The class contructed in the parallel region provides mulitdimensional tensor access to an flat 1D array. So the operator () is overloaded. What is the right way to use this operator in the parallel region? Do I need to create an array of these tensors on the host and then copy this tensor array to the GPU and then the data array for each tensor?

Sometimes I get the error ‘Unsupported union data type’. I posted an question for this in this forum some days ago, but I got no answer. Can you tell me what this error means/how I can solve this problem (or even answer to the post: https://forums.developer.nvidia.com/t/unsupported-union-data-type/134468/1)?

Thank you
Marco

P.S.
Jiri Kraus advised me to mention, that I work on the ZFS (RWTH Aachen University), so you know which code i’m talking about.

What is the right way to use this operator in the parallel region?

I hesitate to say what is the “right way” because it is situational. However in general I advise instantiating classes on the host.

Do I need to create an array of these tensors on the host and then copy this tensor array to the GPU and then the data array for each tensor?

Given what you describe, my suggestion would be to create an array of these tensors on the host. I would then use the CUDA Unified Memory Beta features (-ta=tesla:manged) of the 15.x compilers to have the CUDA runtime manage the dynamic memory. This will get you running quicker at the cost of some performance. Once working, you can then go back and optimize the data movement. Note that the UM beta is currently a separate download package.

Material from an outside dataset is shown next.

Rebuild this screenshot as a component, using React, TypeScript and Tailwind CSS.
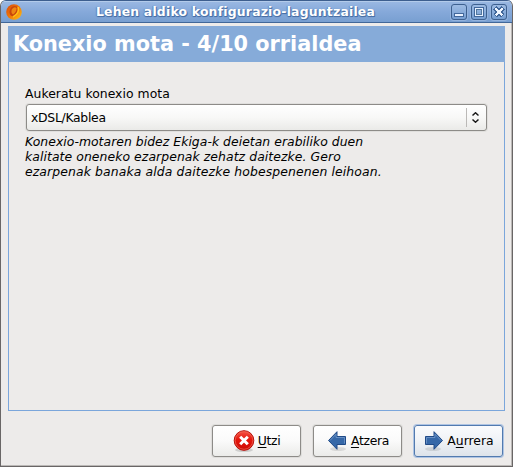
import type { ReactNode } from "react";

function WindowButton({ children }: { children: ReactNode }) {
  return (
    <div className="h-4 w-4 rounded-[3px] border border-[#3d608f] bg-linear-to-b from-[#9dbbe3] to-[#779fd2] shadow-[0_0_0_1px_#94b3dd]">
      <svg className="block h-[14px] w-[14px]" viewBox="0 0 14 14" shapeRendering="crispEdges">
        {children}
      </svg>
    </div>
  );
}

function TitleBar() {
  return (
    <header className="flex h-[22px] shrink-0 items-center border-b border-[#416799] bg-linear-to-b from-[#9bb9e3] via-[#86a9da] to-[#789fd1] shadow-[inset_0_1px_0_#b3cbea] pr-[5px] pl-[5px]">
      <svg className="h-4 w-4 shrink-0" viewBox="0 0 16 16">
        <defs>
          <linearGradient id="ball" x1="0" y1="0" x2="1" y2="1">
            <stop offset="0" stopColor="#d9480a" />
            <stop offset=".5" stopColor="#f07808" />
            <stop offset="1" stopColor="#ffc818" />
          </linearGradient>
        </defs>
        <circle cx="8" cy="8" r="7.8" fill="url(#ball)" />
        <path d="M5 3.500Q10 .5 12 4Q12 9 7.500 12.500Q3 12 3.500 7Z" fill="#c8460c" />
        <path d="M6 5Q9 2 10.500 4.500Q10.500 8 7 10.500Q4.500 9 6 5" fill="#ed8614" />
        <path d="M12 3Q14 9 7 13" fill="none" stroke="#ffbd17" strokeWidth="1.500" />
      </svg>
      <h1 className="flex-1 pr-[2px] text-center text-[12.4px] leading-[20px] font-bold tracking-[0.21px] whitespace-nowrap text-white [text-shadow:1px_1px_0_#4b70a5,0_1px_1px_#4b70a5,-1px_0_1px_#668cc0]">
        Lehen aldiko konfigurazio-laguntzailea
      </h1>
      <div className="flex gap-1">
        <WindowButton>
          <rect x="2.500" y="8.500" width="9" height="3" fill="#e8f1ff" stroke="#42689b" />
        </WindowButton>
        <WindowButton>
          <path fillRule="evenodd" d="M2 2H12V12H2ZM3 3V11H11V3Z" fill="#42689b" />
          <path fillRule="evenodd" d="M3 3H11V11H3ZM5 5V9H9V5Z" fill="#e8f1ff" />
          <path fillRule="evenodd" d="M4 4H10V10H4ZM5 5V9H9V5Z" fill="#52789f" />
        </WindowButton>
        <WindowButton>
          <path d="M3 3L11 11M11 3L3 11" stroke="#42689b" strokeWidth="4.500" />
          <path d="M3.500 3.500L10.500 10.500M10.500 3.500L3.500 10.500" stroke="#f0f6ff" strokeWidth="2.500" />
        </WindowButton>
      </div>
    </header>
  );
}

function CancelIcon() {
  return (
    <svg className="h-[22px] w-[22px] shrink-0" viewBox="0 0 22 22">
      <defs>
        <linearGradient id="red" x1="0" y1="0" x2="0" y2="1">
          <stop offset="0" stopColor="#f5584a" />
          <stop offset=".45" stopColor="#e5160c" />
          <stop offset="1" stopColor="#ce0c06" />
        </linearGradient>
      </defs>
      <ellipse cx="11" cy="20" rx="9" ry="2" fill="#000" opacity=".14" />
      <circle cx="11" cy="10.500" r="9.800" fill="url(#red)" stroke="#b50d08" strokeWidth="1" />
      <circle cx="11" cy="10.500" r="8.800" fill="none" stroke="#f26a58" strokeWidth=".7" />
      <path d="M7.200 6.700L14.800 14.300M14.800 6.700L7.200 14.300" stroke="#fff" strokeWidth="3" />
    </svg>
  );
}

function ArrowIcon({ back = false }: { back?: boolean }) {
  return (
    <svg className={back ? "h-[22px] w-[22px] shrink-0" : "h-[22px] w-[22px] shrink-0 -scale-x-100"} viewBox="0 0 22 22">
      <ellipse cx="12" cy="19" rx="8" ry="2" fill="#000" opacity=".1" />
      <path d="M2.500 10.500L11 1.700V6.500H19.500V14.500H11V19.300Z" fill="#3668a8" stroke="#204a87" />
      <path d="M4 10.500L10 4.200V7.500H18.500V13.500" fill="none" stroke="#7299cc" strokeWidth=".8" />
    </svg>
  );
}

function ActionButton({ icon, focused = false, children }: { icon: ReactNode; focused?: boolean; children: ReactNode }) {
  return (
    <button
      className={
        focused
          ? "flex h-8 w-[89px] items-center justify-center gap-[2px] rounded-[3px] border border-[#527aaf] bg-linear-to-b from-[#fafbfd] via-[#eff2f6] to-[#dde3ea] shadow-[0_0_0_1px_#aec4e3] whitespace-nowrap"
          : "flex h-8 w-[89px] items-center justify-center gap-[3px] rounded-[3px] border border-[#8d8b88] bg-linear-to-b from-white via-[#fafafa] to-[#ebebe9] shadow-[0_0_0_1px_#dedddb] tracking-[-0.3px] whitespace-nowrap"
      }
    >
      {icon}
      <span className="-mt-px">{children}</span>
    </button>
  );
}

export default function App() {
  return (
    <div className="h-[467px] w-[513px] overflow-hidden bg-white font-['DejaVu_Sans',sans-serif] text-[12.4px] leading-[15px] text-black">
      <div className="flex h-full flex-col overflow-hidden rounded-t-[6px] border border-t-[#3d5e8e] border-r-[#696666] border-b-[#696666] border-l-[#696666] bg-[#edebea] shadow-[inset_-1px_-1px_0_#bbb8b6]">
        <TitleBar />
        <main className="mx-[7px] mt-[3px] flex h-[385px] flex-col border border-[#7ba6db]">
          <h2 className="-mx-px -mt-px flex h-9 items-center bg-[#86abd9] pl-[5px] text-[20.8px] leading-9 font-bold whitespace-nowrap text-white">
            Konexio mota - 4/10 orrialdea
          </h2>
          <section className="px-4 pt-[24px]">
            <p className="tracking-[0.04px] whitespace-nowrap">Aukeratu konexio mota</p>
            <div className="mt-[3px] ml-[1px] flex h-[27px] w-[461px] items-center rounded-[3px] border border-[#8d8b88] bg-linear-to-b from-white from-0% via-[#f8f8f7] via-50% to-[#eaeae8] pl-1 shadow-[0_0_0_1px_#e0dfdd]">
              <span className="flex-1 tracking-[-0.28px]">xDSL/Kablea</span>
              <div className="flex h-[19px] w-5 items-center border-l border-[#bbb9b7] pl-[5px]">
                <svg className="h-[11px] w-[7px]" viewBox="0 0 7 11" fill="none" stroke="#181818" strokeWidth="1.500">
                  <path d="M.5 3.500L3.500 .8L6.500 3.500M.5 7.500L3.500 10.200L6.500 7.500" />
                </svg>
              </div>
            </div>
            <p className="mt-[3px] whitespace-nowrap italic">
              <span className="tracking-[0.04px]">Konexio-motaren bidez Ekiga-k deietan erabiliko duen</span>
              <br />
              <span className="tracking-[0.08px]">kalitate oneneko ezarpenak zehatz daitezke. Gero</span>
              <br />
              <span className="tracking-[0.12px]">ezarpenak banaka alda daitezke hobespenenen leihoan.</span>
            </p>
          </section>
        </main>
        <footer className="mt-[14px] flex justify-end gap-[12px] pr-[9px]">
          <ActionButton icon={<CancelIcon />}>
            <span className="underline underline-offset-2">U</span>tzi
          </ActionButton>
          <ActionButton icon={<ArrowIcon back />}>
            <span className="underline underline-offset-2">A</span>tzera
          </ActionButton>
          <ActionButton icon={<ArrowIcon />} focused>
            A<span className="underline underline-offset-2">u</span>rrera
          </ActionButton>
        </footer>
      </div>
    </div>
  );
}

Sometimes I get the error ‘Unsupported union data type’. I posted an question for this in this forum some days ago, but I got no answer. Can you tell me what this error means/how I can solve this problem (or even answer to the post:

Apologies for not getting you an answer on this one. Basically it’s a generic compiler error where it’s generating bad GPU code. However without a reproducing example I can’t tell what’s causing it nor how to work around it.

Jiri Kraus advised me to mention, that I work on the ZFS (RWTH Aachen University), so you know which code i’m talking about.

Yes, he let me know.

  • Mat